More than a group, New World Beat is a state of mind: a musical journey of world cultures, respecting and promoting awareness of their influences. This fresh new sound will entertain and move you, heart, mind, and soul.

New World Beat is the brainchild of multi-instrumentalist, producer and composer Richard Andrew Sprince (aka "Ricky Ricardo"). Richard has dedicated his entire career to the exploration of Latin American and World music. An accomplished improviser in the jazz idiom, his main instrument is the vibraphone ("vibes"), on which he has developed a unique and modern sound.

Foregoing the vibrato and two mallet stylings of earlier generations of players, Richard uses the four mallet technique, following in the footsteps of his main influence, vibraphone master Gary Burton.

Perhaps more important to both his sound and compositional style is his other great influence, guitarist (and Burton protege) Pat Metheny. For the most part, Richard gets away from the straight ahead acoustic sound of the vibes, instead using an electro-acoustic vibraphone, run through signal effects processing, to achieve his unique sound.

Compositionally, Andrew has paralleled Metheny in writing extended arrangements that explore a variety of modalities, time signatures and rhythmic feels. Like Metheny, Richard studied jazz composition at the University of Miami with jazz composer and educator Ron Miller. Later associations with Brazilian guitarist Toninho Horta and bassist Nico Assumpcao, (both of whom played with Brazilian legend Milton Nascimento), were also influential.

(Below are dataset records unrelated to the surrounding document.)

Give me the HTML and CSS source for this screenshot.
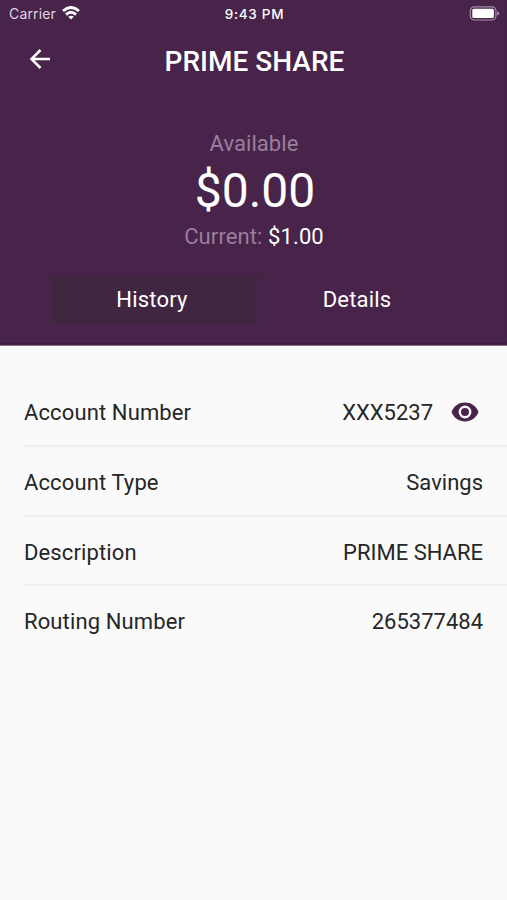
FILE: index.html
```html
<!DOCTYPE html>
<html lang="en">
<head>
<meta charset="utf-8">
<title>Prime Share</title>
<link rel="stylesheet" href="styles.css">
</head>
<body>
<header class="header">
  <div class="status">
    <div class="carrier"><span class="carrier-name">Carrier</span>
      <svg class="wifi" width="18" height="14" viewBox="0 0 18 14" fill="none" stroke="#fff" stroke-width="2.9"><path d="M1 5Q9-2 17 5M4 8.6Q9 4 14 8.6"/><path d="M9 13.6 6.2 10.8Q9 8.8 11.8 10.8Z" fill="#fff" stroke="none"/></svg>
    </div>
    <span class="time">9:43 PM</span>
    <svg class="battery" width="31" height="15" viewBox="0 0 31 15"><rect x="1.3" y=".8" width="25.6" height="13.2" rx="4" fill="none" stroke="#a18da5" stroke-width="1.2"/><rect x="3.3" y="2.8" width="21.6" height="9.2" rx="1.5" fill="#fff"/><path d="M28 5.2Q30.2 6 30.2 7.4T28 9.6Z" fill="#a18da5"/></svg>
  </div>
  <div class="nav">
    <svg class="back" width="32" height="32" viewBox="0 0 32 32" fill="none" stroke="#fff" stroke-width="2.5"><path d="M26 16H8M16.5 7 7.500 16 16.500 25"/></svg>
    <h1 class="title">PRIME SHARE</h1>
    <span></span>
  </div>
  <div class="balance">
    <div class="muted available">Available</div>
    <div class="amount">$0.00</div>
    <div class="current"><span class="muted">Current:</span> <span class="current-value">$1.00</span></div>
  </div>
  <div class="tabs">
    <div class="tab tab-history">History</div>
    <div class="tab tab-details">Details</div>
  </div>
</header>
<main class="rows">
  <div class="row"><span class="label">Account Number</span><span class="value">XXX5237<svg class="eye" width="28" height="20" viewBox="0 0 28 20"><path d="M.5 10C3 3.8 8 .6 14 .6S25 3.8 27.5 10C25 16.2 20 19.4 14 19.4S3 16.2.5 10Z" fill="#48244a"/><circle cx="14" cy="10" r="5.2" fill="#48244a" stroke="#fafafa" stroke-width="2.4"/></svg></span></div>
  <div class="row"><span class="label">Account Type</span><span class="value">Savings</span></div>
  <div class="row"><span class="label">Description</span><span class="value">PRIME SHARE</span></div>
  <div class="row"><span class="label">Routing Number</span><span class="value">265377484</span></div>
</main>
</body>
</html>
```
FILE: styles.css
```css
* { box-sizing: border-box; }
body {
  margin: 0;
  min-height: 900px;
  background: #fafafa;
  color: #262626;
  font: 22px/26px Roboto, sans-serif;
}
.header {
  height: 346px;
  background: #48244a;
  color: #fff;
  border-bottom: 1px solid #8b6d8d;
  box-shadow: inset 0 -2px 1px #3e2041;
}
.status {
  display: grid;
  grid-template-columns: 1fr auto 1fr;
  align-items: center;
  height: 28px;
  padding: 0 7px 0 9px;
  font: 14px/16px Inter, sans-serif;
}
.carrier { display: flex; align-items: center; gap: 6px; color: #dfd5e1; }
.carrier-name { letter-spacing: 0.15px; }
.wifi { margin-top: -2px; }
.time { font-size: 13.5px; font-weight: 500; letter-spacing: 0.7px; }
.battery { justify-self: end; margin-top: -2px; }
.nav {
  display: grid;
  grid-template-columns: 80px 1fr 80px;
  align-items: center;
  height: 66px;
}
.back { margin-left: 24px; margin-top: -4px; }
.title { margin: 2px 0 0 2px; font-size: 28px; line-height: 34px; font-weight: 500; text-align: center; }
.balance { padding: 36px 0 0 1px; text-align: center; }
.muted { color: #9b7e9e; }
.available { padding-top: 1px; letter-spacing: 0.05px; }
.amount { font-size: 48px; line-height: 56px; margin: 6px 0 0 2px; }
.current { margin-top: 5px; letter-spacing: 0.1px; }
.tabs {
  display: grid;
  grid-template-columns: 206px 1fr;
  width: 407px;
  height: 48px;
  margin: 25px auto 0 51px;
  border: 1px solid #41243f;
  border-radius: 3px;
  line-height: 47px;
  text-align: center;
}
.tab { letter-spacing: 0.2px; }
.tab-history { padding-right: 6px; background: #402640; }
.tab-details { padding-right: 1px; }
.rows { padding: 31.4px 0 0 24px; }
.row {
  display: flex;
  justify-content: space-between;
  align-items: center;
  height: 69.7px;
  padding: 4px 24px 0 0;
  border-bottom: 2px solid #efefef;
}
.row:last-child { height: 68px; border: 0; }
.label { letter-spacing: 0.12px; }
.value { display: flex; align-items: center; }
.eye { margin: -3px 4px 0 18px; }
```
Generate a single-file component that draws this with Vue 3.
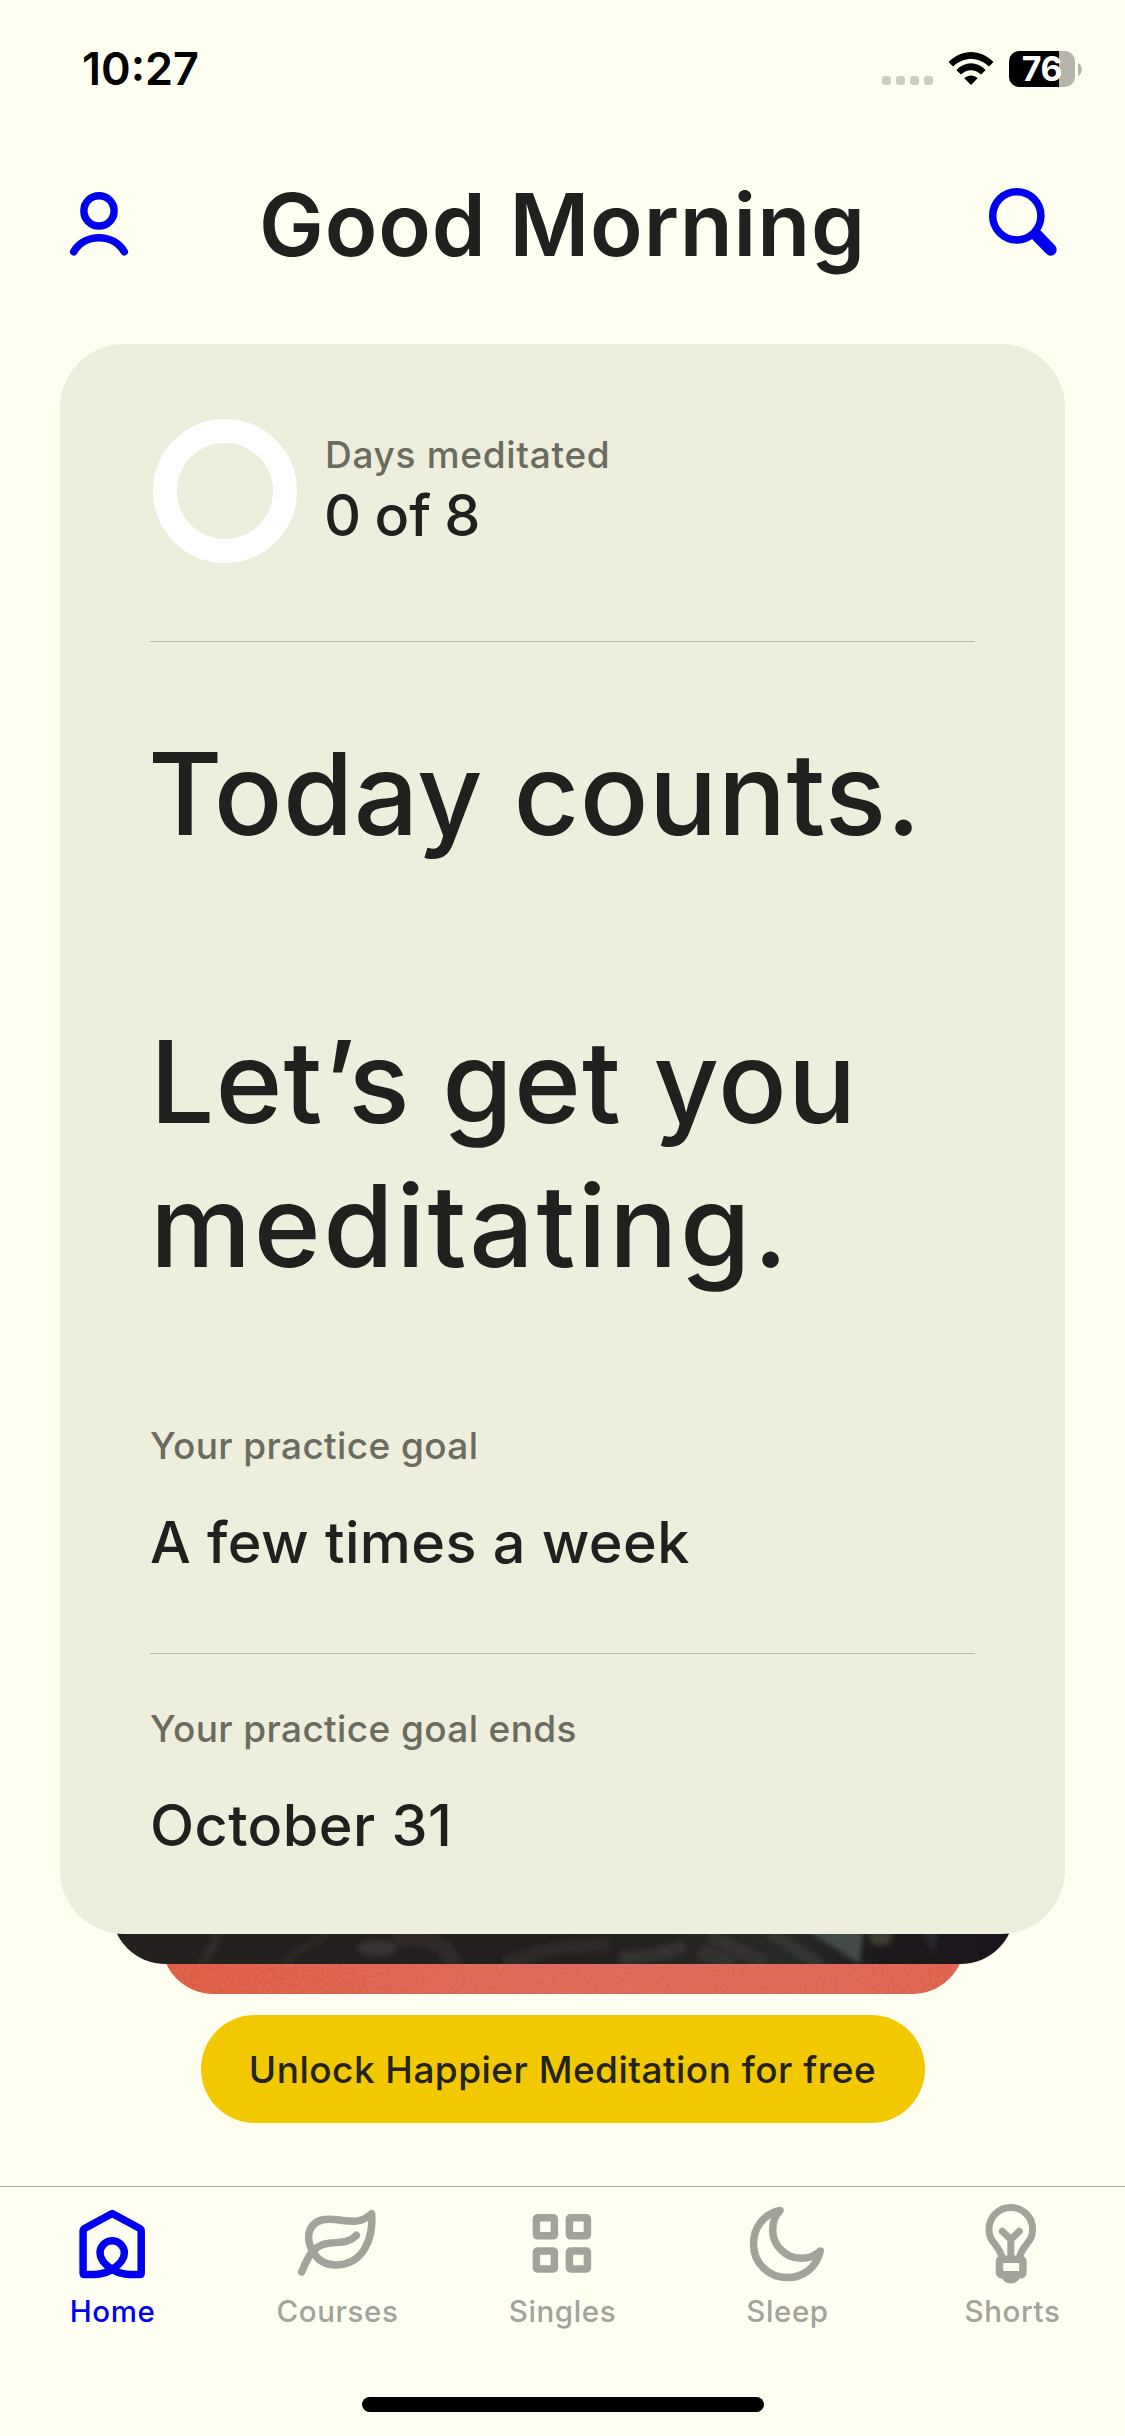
<script setup>
const tabs = ['Home', 'Courses', 'Singles', 'Sleep', 'Shorts']
</script>

<template>
  <main class="screen">
    <div class="status">
      <div class="time"><span>10:27</span></div>
      <div class="indicators">
        <div class="dots"><i v-for="n in 4" :key="n"></i></div>
        <svg class="wifi" width="46" height="36" viewBox="0 0 46 36">
          <path d="M0.500 11C13.500-2.500 32.500-2.500 45.500 11L41 15.500C30.500 5.500 15.500 5.500 5 15.500Z" />
          <path d="M8.300 19C17 10 29 10 37.700 19L33 23.500C27 17.800 19 17.800 13 23.500Z" />
          <path d="M16.300 27.300C20.500 23.500 25.500 23.500 29.700 27.300L23 34Z" />
        </svg>
        <div class="battery"><div class="cell"><span>76</span></div><svg width="4" height="13" viewBox="0 0 4 13"><path d="M0 0C5 2 5 11 0 13Z" fill="#b5b5aa" /></svg></div>
      </div>
    </div>

    <header class="header">
      <svg width="60" height="70" viewBox="0 0 60 70" fill="none" stroke="#0000f0" stroke-width="7.500" stroke-linecap="round">
        <circle cx="30" cy="22.900" r="15.100" />
        <path d="M4.700 63.700C16 45 44 45 55.300 63.700" />
      </svg>
      <h1><span>Good Morning</span></h1>
      <svg width="70" height="70" viewBox="0 0 70 70" fill="none" stroke="#0000f0" stroke-linecap="round">
        <circle cx="26.800" cy="27.800" r="24.100" stroke-width="7.500" />
        <path d="M47 47.500L60.700 61.700" stroke-width="12" />
      </svg>
    </header>

    <section class="stack">
      <article class="card">
        <div class="progress">
          <div class="ring"></div>
          <div>
            <p class="label days"><span>Days meditated</span></p>
            <p class="value count"><span>0 of 8</span></p>
          </div>
        </div>
        <div class="headline">
          <p class="l1"><span>Today counts.</span></p>
          <p class="l2"><span>Let’s get you</span></p>
          <p class="l3"><span>meditating.</span></p>
        </div>
        <p class="label goal"><span>Your practice goal</span></p>
        <p class="value often"><span>A few times a week</span></p>
        <hr />
        <p class="label ends"><span>Your practice goal ends</span></p>
        <p class="value date"><span>October 31</span></p>
      </article>
      <div class="peek dark">
        <svg width="903" height="90" viewBox="2 0 903 90" fill="none">
          <defs>
            <filter id="soft" x="-10%" y="-50%" width="120%" height="200%"><feGaussianBlur stdDeviation="2.500" /></filter>
            <linearGradient id="night"><stop offset="0" stop-color="#242020" /><stop offset=".5" stop-color="#221f1e" /><stop offset=".75" stop-color="#292928" /><stop offset=".85" stop-color="#1d191b" /><stop offset="1" stop-color="#1b151c" /></linearGradient>
          </defs>
          <rect width="907" height="90" fill="url(#night)" />
          <g filter="url(#soft)">
            <path d="M93 90Q103 74 109 58" stroke="#2e2a29" stroke-width="10" />
            <path d="M174 90Q192 72 220 60" stroke="#2d2928" stroke-width="6" />
            <ellipse cx="268" cy="74" rx="20" ry="9" fill="#393332" />
            <path d="M283 66C312 60 338 66 344 92" stroke="#302b2a" stroke-width="16" />
            <path d="M395 90C430 76 450 72 500 70" stroke="#2e2a29" stroke-width="14" />
            <path d="M510 84Q545 84 575 72M600 62L655 88M625 90L590 78" stroke="#343030" stroke-width="13" />
            <path d="M660 58L712 92" stroke="#323432" stroke-width="12" />
            <path d="M697 56H754L750 90Z" fill="#434b46" />
            <ellipse cx="771" cy="63" rx="12" ry="9" fill="#3c3d32" />
            <path d="M812 58H829L824 80Z" fill="#252b2e" />
          </g>
        </svg>
      </div>
      <div class="peek red">
        <svg width="807" height="90" viewBox="0 0 807 90">
          <filter id="grain" x="0" y="0" width="100%" height="100%">
            <feTurbulence type="fractalNoise" baseFrequency=".35" numOctaves="2" />
            <feColorMatrix values="0 0 0 0 .65  0 0 0 0 .4  0 0 0 0 .32  1.400 0 0 0 -.5" />
          </filter>
          <rect width="807" height="90" filter="url(#grain)" opacity=".35" />
        </svg>
      </div>
    </section>

    <button class="unlock"><span>Unlock Happier Meditation for free</span></button>

    <nav class="tabs">
      <a v-for="(tab, i) in tabs" :key="tab" :class="{ active: i === 0 }">
        <svg width="90" height="90" viewBox="0.500 0 90 90" fill="none" stroke="currentColor" stroke-width="7.500" stroke-linecap="round" stroke-linejoin="round">
          <path v-if="i === 0" d="M44.700 75.500C35 69 32.500 63 32.500 59A12.200 12.200 0 0 1 56.900 59C56.900 63 54.500 69 44.700 75.500C36 81 26 80.500 17 80.500Q15.600 80.500 15.600 79V36.500Q15.600 35.500 17 34.500L44.700 19.500L72.400 34.500Q73.700 35.500 73.700 36.500V79Q73.700 80.500 72.400 80.500C63 80.500 53.500 81 44.700 75.500" />
          <g v-else-if="i === 1">
            <path d="M20.200 57.700C11 40 18 25.500 36 25.200C50 24.800 66 33 79.200 19.700C81 46 70 71 42.500 71C32 71 25 66 20.200 57.700Z" />
            <path d="M9.200 78C17 58 23 50.500 38 49C50 48 56 49 63.800 41.300" />
          </g>
          <g v-else-if="i === 2">
            <rect x="18.900" y="23.800" width="18" height="18" rx="1" />
            <rect x="51.900" y="23.800" width="18" height="18" rx="1" />
            <rect x="18.900" y="57" width="18" height="18" rx="1" />
            <rect x="51.900" y="57" width="18" height="18" rx="1" />
          </g>
          <path v-else-if="i === 3" d="M37.500 16.500C21 20 11 33.500 11 50C11 69 26 83.600 44.800 83.600C60 83.600 74 74 77.800 57C73 61.500 66 64.300 58.500 64.300C43 64.300 30.200 51.500 30.200 36C30.200 29 33 21 37.500 16.500Z" />
          <g v-else>
            <path d="M34.500 63C30.500 49 21.500 49 21.500 35.200A21.800 21.800 0 0 1 65.100 35.200C65.100 49 56 49 52 63M34.800 37.300L43.300 45.500L51.800 37.300M43.300 46V62" stroke-width="7" />
            <rect x="32" y="65.300" width="23.400" height="15.400" rx="2" />
            <path d="M36.500 82.500C38 89 49 89 50.500 82.500Z" fill="currentColor" stroke-width="4" />
          </g>
        </svg>
        <span>{{ tab }}</span>
      </a>
    </nav>
    <div class="home-bar"></div>
  </main>
</template>

<style>
body { background: #fffff1; }
</style>

<style scoped>
* { box-sizing: border-box; margin: 0; }
.screen { width: 1125px; height: 2436px; overflow: hidden; background: #fffff1; color: #21201f; font-family: Inter, "Liberation Sans", sans-serif; display: flex; flex-direction: column; white-space: nowrap; }
svg { display: block; overflow: visible; }
.status { height: 140px; padding: 51px 43px 0 82px; display: flex; justify-content: space-between; }
.time { font-size: 45px; line-height: 40px; font-weight: 600; color: #000; margin-top: -2px; }
.indicators { display: flex; height: 36px; }
.dots { display: flex; gap: 5px; align-items: flex-end; padding-bottom: 2px; margin-right: 15px; }
.dots i { width: 9px; height: 9px; border-radius: 3px; background: #ccccc0; }
.wifi { margin-right: 15px; }
.battery { display: flex; align-items: center; gap: 3px; }
.cell { width: 66px; height: 36px; border-radius: 10px; background: linear-gradient(90deg, #000 76%, #b5b5aa 76%); color: #fff; font-size: 34px; font-weight: 700; line-height: 36px; text-align: center; letter-spacing: -.5px; }
.header { height: 204px; padding: 48px 65px 0 69px; display: flex; justify-content: space-between; align-items: flex-start; }
h1 { font-size: 86.500px; line-height: 80px; font-weight: 600; letter-spacing: .900px; margin: -3px 0 0 6px; }
.stack { height: 1650px; padding: 0 60px; position: relative; z-index: 0; }
.card { width: 1005px; height: 1590px; border-radius: 64px; background: #edeedb; padding: 75px 90px 0; }
.progress { height: 223px; display: flex; gap: 28px; border-bottom: 1px solid #b9baa6; }
.ring { width: 144px; height: 144px; border-radius: 50%; border: 24px solid #fff; margin-left: 3px; }
.label { font-size: 37px; line-height: 44px; color: #6b6b60; font-weight: 450; letter-spacing: .38px; }
.value { font-size: 57.500px; line-height: 66px; font-weight: 500; letter-spacing: .45px; }
.days { margin-top: 14px; letter-spacing: .7px; }
.count { margin-top: 5px; word-spacing: -2px; letter-spacing: 0; margin-left: -1px; }
.headline { font-size: 114px; line-height: 144px; font-weight: 500; padding-top: 80px; height: 740px; }
.l1 { margin-left: -2px; letter-spacing: .3px; }
.l2 { margin-top: 144px; letter-spacing: 1.100px; }
.l3 { letter-spacing: 2.500px; }
.goal { margin-top: 42px; }
.often { margin-top: 41px; }
hr { border: 0; height: 1px; background: #b9baa6; margin-top: 78px; }
.ends { margin-top: 53px; }
.date { margin-top: 41px; }
.peek { overflow: hidden; position: relative; left: 50%; transform: translateX(-50%); }
.dark { width: 903px; height: 90px; margin-top: -60px; border-radius: 0 0 54px 54px; z-index: -1; }
.red { width: 803px; height: 90px; margin-top: -60px; border-radius: 0 0 52px 52px; z-index: -2; background: linear-gradient(90deg, #e05a42, #de6757 45%, #de6756 80%, #df604a); }
.unlock { width: 724px; height: 108px; margin: 21px auto 0; border: 0; padding: 0; border-radius: 54px; background: #f2c900; color: #24231a; font: 500 37px/109px Inter, sans-serif; letter-spacing: .47px; text-align: center; }
.tabs { height: 211px; margin-top: 63px; border-top: 1px solid #aaab9e; display: flex; padding-top: 7px; }
.tabs a { width: 225px; color: #a2a39b; display: flex; flex-direction: column; align-items: center; font-size: 29.500px; line-height: 36px; font-weight: 500; }
.tabs a > span { margin-top: 9px; letter-spacing: .6px; }
.tabs .active { color: #0000f0; }
.home-bar { width: 402px; height: 15px; border-radius: 8px; background: #000; margin: 0 auto; flex: none; }
</style>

Richard has performed extensively in Europe, North Africa and Brazil, as well as North America. As a keyboardist, vibraphonist and percussionist, he has performed Jazz, Brazilian, Salsa and African music in clubs, music festivals, television and radio. He has worked with internationally recognized musicians, including fusion guitarist Ray Gomez, Paco de Lucia band members: Jorge Pardo, Carlos Benevent, and Ruben Dantas, Jazz Flamenco innovator Jose Antonio Galicia, Spanish jazz singer Pedro Ruy Blas, New York jazz drummer Tony Moreno and many others.